Самое странное, что все эти ощущения я испытал прежде, чем женщина успела заговорить. Я едва сдерживал свое нетерпение. Больше всего на свете мне хотелось обнять ее, но какая-то неведомая сила удерживала меня. Я понял: надо дождаться ее приглашения.
– Я ищу ночлег и готов хорошо заплатить, – промолвил я в ответ и удивился звуку своего голоса.
Он был чужим, но приятным – глубоким и мелодичным. Я с нескрываемым вожделением смотрел на эту крепкую телом, простую и недалекую женщину, испытывая к ней эмоциональное и чисто физиологическое влечение, хотя последнее и не было откровенной похотью. Мне требовалось не ее тело, не минутное наслаждение, а нечто большее – ее сущность, ее жизнь.
Желание переполняло меня и изливалось ярким светом из глаз. Взглянув на женщину, я увидел, что окружавшее ее защитное красное свечение ослабело, особенно возле сердца. Постепенно оно вообще погасло, словно задутая свеча.
Я торопился, чувствуя, что желание все равно меня опережает. Оно окружило предмет моего вожделения темно-синей мерцающей дымкой.

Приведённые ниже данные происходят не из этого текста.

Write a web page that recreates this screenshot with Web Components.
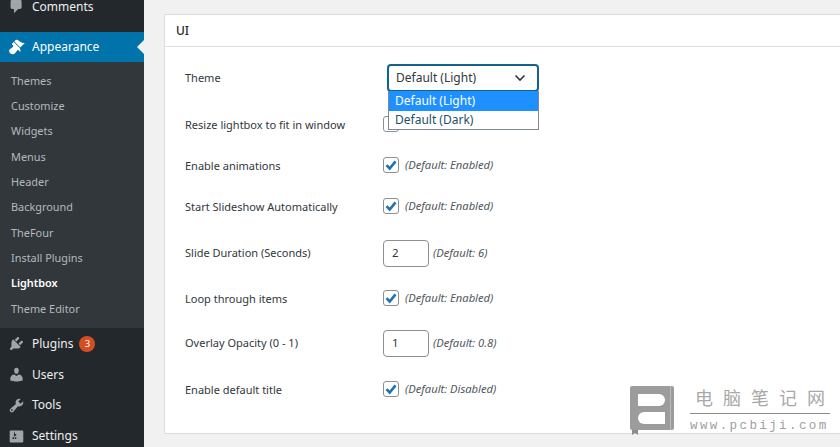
<!DOCTYPE html>
<html lang="en">
<head>
<meta charset="utf-8">
<title>Lightbox settings</title>
<style>
  html, body { margin: 0; height: 447px; overflow: hidden; background: #f1f1f1; }
  body { display: flex; font: 11.7px/1.3 "Noto Sans", sans-serif; color: #444; }
</style>
</head>
<body>
<wp-sidebar>
  <wp-menu-item icon="comments" style="margin-bottom:10px">Comments</wp-menu-item>
  <wp-menu-item icon="appearance" current>Appearance</wp-menu-item>
  <wp-submenu>
    <wp-sub-item>Themes</wp-sub-item>
    <wp-sub-item>Customize</wp-sub-item>
    <wp-sub-item>Widgets</wp-sub-item>
    <wp-sub-item>Menus</wp-sub-item>
    <wp-sub-item>Header</wp-sub-item>
    <wp-sub-item>Background</wp-sub-item>
    <wp-sub-item>TheFour</wp-sub-item>
    <wp-sub-item>Install Plugins</wp-sub-item>
    <wp-sub-item active>Lightbox</wp-sub-item>
    <wp-sub-item>Theme Editor</wp-sub-item>
  </wp-submenu>
  <wp-menu-item icon="plugins" badge="3">Plugins</wp-menu-item>
  <wp-menu-item icon="users">Users</wp-menu-item>
  <wp-menu-item icon="tools">Tools</wp-menu-item>
  <wp-menu-item icon="settings">Settings</wp-menu-item>
</wp-sidebar>

<settings-card heading="UI">
  <settings-row label="Theme" style="--h:47px">
    <theme-select value="Default (Light)"></theme-select>
  </settings-row>
  <settings-row label="Resize lightbox to fit in window" style="--h:47px">
    <check-field></check-field>
  </settings-row>
  <settings-row label="Enable animations" style="--h:35px">
    <check-field hint="(Default: Enabled)"></check-field>
  </settings-row>
  <settings-row label="Start Slideshow Automatically" style="--h:47px">
    <check-field hint="(Default: Enabled)"></check-field>
  </settings-row>
  <settings-row label="Slide Duration (Seconds)" style="--h:45px">
    <number-field value="2" hint="(Default: 6)"></number-field>
  </settings-row>
  <settings-row label="Loop through items" style="--h:47px">
    <check-field hint="(Default: Enabled)"></check-field>
  </settings-row>
  <settings-row label="Overlay Opacity (0 - 1)" style="--h:41px">
    <number-field value="1" hint="(Default: 0.8)"></number-field>
  </settings-row>
  <settings-row label="Enable default title" style="--h:53px">
    <check-field hint="(Default: Disabled)"></check-field>
  </settings-row>
</settings-card>

<site-watermark></site-watermark>

<script>
const ICONS = {
  comments: "M5 2h9c1.1 0 2 .9 2 2v7c0 1.1-.9 2-2 2h-2l-5 5v-5H5c-1.1 0-2-.9-2-2V4c0-1.1.9-2 2-2z",
  appearance: "M14.48 11.06L7.41 3.99l1.5-1.5c.5-.56 2.3-.47 3.51.32 1.21.8 1.43 1.28 2.91 2.1 1.18.64 2.45 1.26 4.45.85zm-.71.71L6.7 4.7 4.93 6.47c-.39.39-.39 1.02 0 1.41l1.06 1.06c.39.39.39 1.03 0 1.42-.6.6-1.43 1.11-2.21 1.69-.35.26-.7.53-1.01.84C1.43 13.23.4 15.6 2.6 17.8c2.21 2.2 4.57 1.17 5.93-.19.31-.31.58-.66.84-1.01.58-.78 1.09-1.61 1.69-2.21.39-.39 1.02-.39 1.41 0l1.06 1.06c.39.39 1.02.39 1.41 0z",
  plugins: "M13.11 4.36L9.87 7.6 8 5.73l3.24-3.24c.35-.34 1.05-.2 1.56.32.52.51.66 1.21.31 1.55zm-8 1.77l.91-1.12 9.01 9.01-1.19.84c-.71.71-2.63 1.16-3.82 1.16H6.14L4.9 17.26c-.59.59-1.54.59-2.12 0-.59-.58-.59-1.53 0-2.12l1.24-1.24v-3.88c0-1.13.4-3.19 1.09-3.89zm7.26 3.97l3.24-3.24c.34-.35 1.04-.21 1.55.31.52.51.66 1.21.31 1.55l-3.24 3.25z",
  users: "M10 9.25c-2.27 0-2.73-3.44-2.73-3.44C7 4.02 7.82 2 9.97 2c2.16 0 2.98 2.02 2.71 3.81 0 0-.41 3.44-2.68 3.44zm0 2.57L12.72 10c2.39 0 4.52 2.33 4.52 4.53v2.49s-3.65 1.13-7.24 1.13c-3.65 0-7.24-1.13-7.24-1.13v-2.49c0-2.25 1.94-4.48 4.47-4.48z",
  tools: "M16.68 9.77c-1.34 1.34-3.3 1.67-4.95.99l-5.41 6.52c-.99.99-2.59.99-3.58 0s-.99-2.59 0-3.57l6.52-5.42c-.68-1.65-.35-3.61.99-4.95 1.28-1.28 3.12-1.62 4.72-1.06l-2.89 2.89 2.82 2.82 2.86-2.87c.53 1.58.18 3.39-1.08 4.65zM3.81 16.21c.4.39 1.04.39 1.43 0 .4-.4.4-1.04 0-1.43-.39-.4-1.03-.4-1.43 0-.39.39-.39 1.03 0 1.43z",
  settings: "M18 16V4c0-.55-.45-1-1-1H3c-.55 0-1 .45-1 1v12c0 .55.45 1 1 1h14c.55 0 1-.45 1-1zM8 11h1c.55 0 1 .45 1 1s-.45 1-1 1H8v1.5c0 .28-.22.5-.5.5s-.5-.22-.5-.5V13H6c-.55 0-1-.45-1-1s.45-1 1-1h1V5.5c0-.28.22-.5.5-.5s.5.22.5.5V7h1c.55 0 1 .45 1 1s-.45 1-1 1h-1v5.5c0 .28-.22.5-.5.5s-.5-.22-.5-.5V9z"
};

class WpSidebar extends HTMLElement {
  constructor() {
    super();
    this.attachShadow({ mode: "open" }).innerHTML = `
      <style>
        :host { display: block; flex: none; width: 144px; height: 447px; overflow: hidden; background: #23282d; }
        div { margin-top: -9px; }
      </style>
      <div><slot></slot></div>`;
  }
}

class WpMenuItem extends HTMLElement {
  constructor() {
    super();
    const icon = ICONS[this.getAttribute("icon")];
    const badge = this.getAttribute("badge");
    this.attachShadow({ mode: "open" }).innerHTML = `
      <style>
        :host { display: flex; align-items: center; position: relative; height: 30.8px; padding-left: 8px; color: #eee; font-size: 12px; }
        :host([current]) { background: #0073aa; color: #fff; height: 30px; }
        svg { width: 17px; height: 17px; fill: #a0a5aa; margin-right: 7px; flex: none; }
        :host([current]) svg { fill: #fff; }
        .badge { margin-left: 6px; width: 16px; height: 16px; border-radius: 50%; background: #d54e21; color: #fff; font-size: 9.5px; line-height: 16px; text-align: center; }
        :host([current])::after { content: ""; position: absolute; right: 0; top: 8px; border: 7px solid transparent; border-right-color: #f1f1f1; border-left-width: 0; }
      </style>
      <svg viewBox="0 0 20 20"><path d="${icon}"/></svg>
      <slot></slot>
      ${badge ? `<span class="badge">${badge}</span>` : ""}`;
  }
}

class WpSubmenu extends HTMLElement {
  constructor() {
    super();
    this.attachShadow({ mode: "open" }).innerHTML = `
      <style>
        :host { display: block; background: #32373c; padding: 6.5px 0 7px; }
      </style>
      <slot></slot>`;
  }
}

class WpSubItem extends HTMLElement {
  constructor() {
    super();
    this.attachShadow({ mode: "open" }).innerHTML = `
      <style>
        :host { display: flex; align-items: center; height: 25.3px; padding-left: 11px; color: #b4b9be; font-size: 10.9px; }
        :host([active]) { color: #fff; font-weight: 600; }
      </style>
      <slot></slot>`;
  }
}

class SettingsCard extends HTMLElement {
  constructor() {
    super();
    this.attachShadow({ mode: "open" }).innerHTML = `
      <style>
        :host { display: block; flex: 1; height: 420px; margin: 14px 0 0 20px; box-sizing: border-box; background: #fff; border: 1px solid #ddd; border-right: 0; }
        h2 { margin: 0; height: 31px; display: flex; align-items: center; padding-left: 11px; border-bottom: 1px solid #e0e0e0; font-size: 12px; font-weight: 500; color: #23282d; }
        .rows { padding-top: 8px; }
      </style>
      <h2>${this.getAttribute("heading")}</h2>
      <div class="rows"><slot></slot></div>`;
  }
}

class SettingsRow extends HTMLElement {
  constructor() {
    super();
    this.attachShadow({ mode: "open" }).innerHTML = `
      <style>
        :host { display: grid; grid-template-columns: 198px 1fr; align-items: center; height: var(--h); padding-left: 20px; color: #32373c; font-size: 11px; }
      </style>
      <span>${this.getAttribute("label")}</span>
      <div><slot></slot></div>`;
  }
}

class CheckField extends HTMLElement {
  constructor() {
    super();
    const hint = this.getAttribute("hint");
    this.attachShadow({ mode: "open" }).innerHTML = `
      <style>
        :host { display: flex; align-items: center; gap: 6px; margin-top: -3px; font-size: 11.2px; font-style: italic; color: #50575e; }
        .box { width: 14px; height: 14px; border: 1px solid #8c8f94; border-radius: 3px; background: #fff; display: flex; }
        svg { width: 14px; height: 14px; fill: none; stroke: #2271b1; stroke-width: 2.6; }
      </style>
      <span class="box">${hint ? `<svg viewBox="0 0 14 14"><path d="M2.500 7.200l3.200 3.300L11.500 3.400"/></svg>` : ""}</span>
      ${hint ? `<span>${hint}</span>` : ""}`;
  }
}

class NumberField extends HTMLElement {
  constructor() {
    super();
    this.attachShadow({ mode: "open" }).innerHTML = `
      <style>
        :host { display: flex; align-items: center; gap: 4px; margin-top: -1px; font-size: 11.2px; font-style: italic; color: #50575e; }
        .num { box-sizing: border-box; width: 46px; height: 27px; padding-left: 8px; display: flex; align-items: center; border: 1px solid #8c8f94; border-radius: 4px; background: #fff; color: #32373c; font-size: 11.5px; font-style: normal; }
      </style>
      <span class="num">${this.getAttribute("value")}</span>
      <span>${this.getAttribute("hint")}</span>`;
  }
}

class ThemeSelect extends HTMLElement {
  constructor() {
    super();
    const value = this.getAttribute("value");
    this.attachShadow({ mode: "open" }).innerHTML = `
      <style>
        :host { display: block; position: relative; width: 152px; height: 28px; margin: -1px 0 0 4px; font-size: 12px; color: #32373c; }
        .field { box-sizing: border-box; height: 28px; display: flex; align-items: center; justify-content: space-between; padding: 0 11px 0 7px; border: 2px solid #11648d; border-radius: 4px; background: #fff; }
        svg { width: 12px; height: 8px; fill: none; stroke: #32373c; stroke-width: 1.6; }
        .list { position: absolute; z-index: 1; left: 1px; right: 0; top: 27px; border: 1px solid #7e8993; border-top: 0; background: #fff; color: #1f4f69; }
        .list div { height: 18.5px; padding-left: 6px; display: flex; align-items: center; }
        .list .on { height: 19.5px; background: #1e90ff; color: #fff; }
      </style>
      <div class="field"><span>${value}</span><svg viewBox="0 0 12 8"><path d="M1.500 1.500L6 6l4.500-4.500"/></svg></div>
      <div class="list"><div class="on">${value}</div><div>Default (Dark)</div></div>`;
  }
}

class SiteWatermark extends HTMLElement {
  constructor() {
    super();
    this.attachShadow({ mode: "open" }).innerHTML = `
      <style>
        :host { position: absolute; left: 630px; top: 386px; width: 200px; height: 50px; display: flex; gap: 16px; }
        .logo { position: relative; flex: none; width: 44px; height: 44px; border-radius: 2px; background: #9c9c9c; }
        .logo i { position: absolute; left: 8px; width: 27px; height: 11.500px; background: #fff; border-radius: 6px 0 0 6px; }
        .logo i:first-child { top: 8px; border-radius: 0 6px 6px 0; }
        .logo i:nth-child(2) { top: 26px; }
        .logo b { position: absolute; right: 3px; top: 0; bottom: 0; width: 1px; background: #bbb; }
        .logo u { position: absolute; left: 2px; top: 44px; border: 3px solid #8c8c8c; border-bottom-color: transparent; border-bottom-width: 2px; }
        .text { flex: 1; margin-top: 1px; color: #a0a0a0; }
        .cn { font: 400 18px/20px "Noto Sans CJK SC", sans-serif; display: flex; justify-content: space-between; padding: 0 5px; color: #a8a8a8; border-bottom: 1px solid #8c8c8c; height: 26px; }
        .en { font: 12.500px/16px "Liberation Mono", monospace; letter-spacing: 2.400px; margin-top: 4px; white-space: nowrap; color: #a0a0a0; }
      </style>
      <div class="logo"><i></i><i></i><b></b><u></u></div>
      <div class="text">
        <div class="cn"><span>电</span><span>脑</span><span>笔</span><span>记</span><span>网</span></div>
        <div class="en">www.pcbiji.com</div>
      </div>`;
  }
}

customElements.define("wp-sidebar", WpSidebar);
customElements.define("wp-menu-item", WpMenuItem);
customElements.define("wp-submenu", WpSubmenu);
customElements.define("wp-sub-item", WpSubItem);
customElements.define("settings-card", SettingsCard);
customElements.define("settings-row", SettingsRow);
customElements.define("check-field", CheckField);
customElements.define("number-field", NumberField);
customElements.define("theme-select", ThemeSelect);
customElements.define("site-watermark", SiteWatermark);
</script>
</body>
</html>
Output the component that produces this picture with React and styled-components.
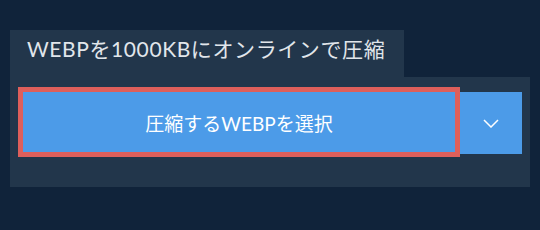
import styled, { createGlobalStyle } from "styled-components";

const GlobalStyle = createGlobalStyle`
  body {
    margin: 0;
    background: #10233a;
    font-family: Lato, "Noto Sans CJK JP", sans-serif;
  }
`;

const Wrapper = styled.div`
  padding: 30px 10px 0 10px;
  width: 520px;
`;

const Tab = styled.div`
  width: 394px;
  height: 47px;
  box-sizing: border-box;
  padding: 0 0 0 17px;
  background: #22364b;
  color: #e1e6eb;
  font-size: 21px;
  letter-spacing: 0.6px;
  line-height: 38px;
  white-space: nowrap;
`;

const Panel = styled.div`
  height: 110px;
  box-sizing: border-box;
  padding: 15px 8px 0 13px;
  background: #22364b;
`;

const Row = styled.div`
  display: flex;
  align-items: flex-start;
`;

const MainButton = styled.button`
  width: 432px;
  height: 60px;
  border: none;
  outline: 5px solid #de5f5b;
  background: #4c9be8;
  color: #fff;
  font-family: inherit;
  font-size: 19px;
  padding: 0;
  cursor: pointer;
`;

const DropButton = styled.button`
  width: 62px;
  height: 62px;
  margin-left: 5px;
  border: none;
  background: #4c9be8;
  display: flex;
  align-items: center;
  justify-content: center;
  padding: 0;
  cursor: pointer;
`;

export default function App() {
  return (
    <>
      <GlobalStyle />
      <Wrapper>
        <Tab>WEBPを1000KBにオンラインで圧縮</Tab>
        <Panel>
          <Row>
            <MainButton>圧縮するWEBPを選択</MainButton>
            <DropButton aria-label="more">
              <svg width="16" height="9" viewBox="0 0 16 9">
                <path d="M1 1l7 7 7-7" fill="none" stroke="#fff" strokeWidth="1.5" />
              </svg>
            </DropButton>
          </Row>
        </Panel>
      </Wrapper>
    </>
  );
}
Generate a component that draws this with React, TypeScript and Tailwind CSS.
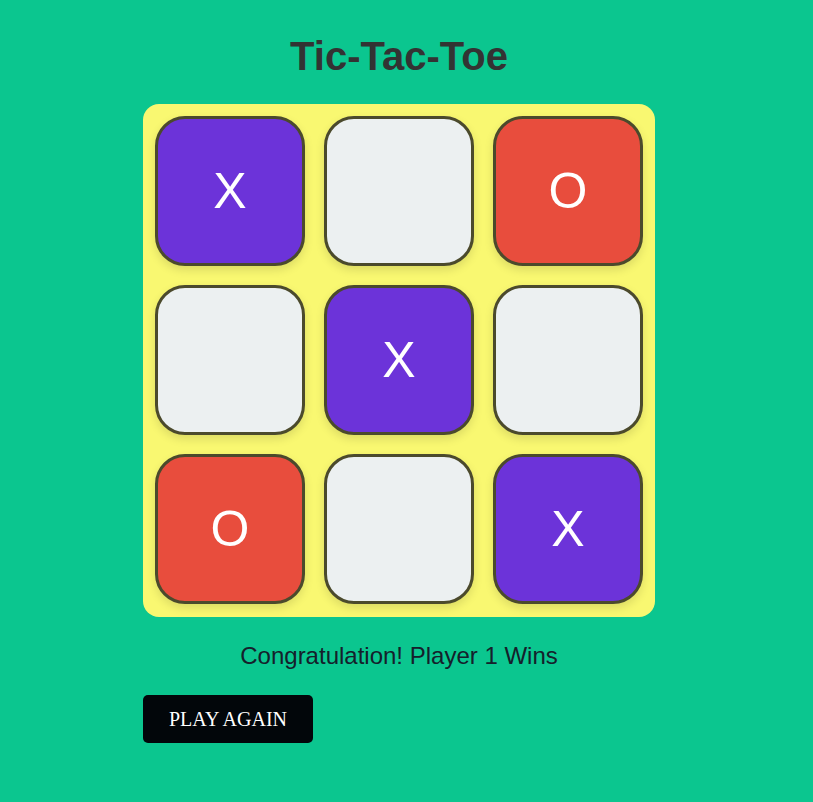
const cells = ["X", "", "O", "", "X", "", "O", "", "X"];

const Cell = ({ value }: { value: string }) => {
  const color =
    value === "X" ? "bg-[#6c33d9]" : value === "O" ? "bg-[#e84d3d]" : "bg-[#ecf0f1]";
  return (
    <div
      className={`${color} w-[150px] h-[150px] rounded-[30px] border-[3px] border-[#4b4a2c] flex items-center justify-center text-white text-[50px] shadow-[0_4px_10px_rgba(0,0,0,0.12)]`}
    >
      {value}
    </div>
  );
};

export default function App() {
  return (
    <div className="min-h-[802px] bg-[#0bc68f] font-['Liberation_Sans',Arial,sans-serif]">
      <div className="w-[798px]">
        <div className="w-[512px] mx-auto pt-[33px] pb-[59px]">
          <h1 className="text-center text-[40px] leading-[46px] font-bold text-[#333333]">
            Tic-Tac-Toe
          </h1>
          <div className="mt-[25px] bg-[#f9f871] rounded-[16px] pt-[12px] pb-[13px] px-[12px] grid grid-cols-3 gap-x-[19px] gap-y-[19px]">
            {cells.map((v, i) => (
              <Cell key={i} value={v} />
            ))}
          </div>
          <p className="mt-[24px] text-center text-[24px] leading-[30px] text-[#15202b]">
            Congratulation! Player 1 Wins
          </p>
          <button className="mt-[24px] w-[170px] h-[48px] rounded-[5px] bg-[#02060a] text-white text-[20px] font-['Liberation_Serif','Times_New_Roman',serif]">
            PLAY AGAIN
          </button>
        </div>
      </div>
    </div>
  );
}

Глаза хозяйки постоялого двора сразу же потускнели, а взгляд утратил осмысленность. Я сразу вспомнил глаза худенькой смуглой служанки в замке Влада, она смотрела точно с таким же выражением. Думаю, такой же взгляд был и у меня в купе поезда, когда я едва не стал жертвой Аркадия... Женщина покорилась моей воле, теперь я мог повелевать ее разумом.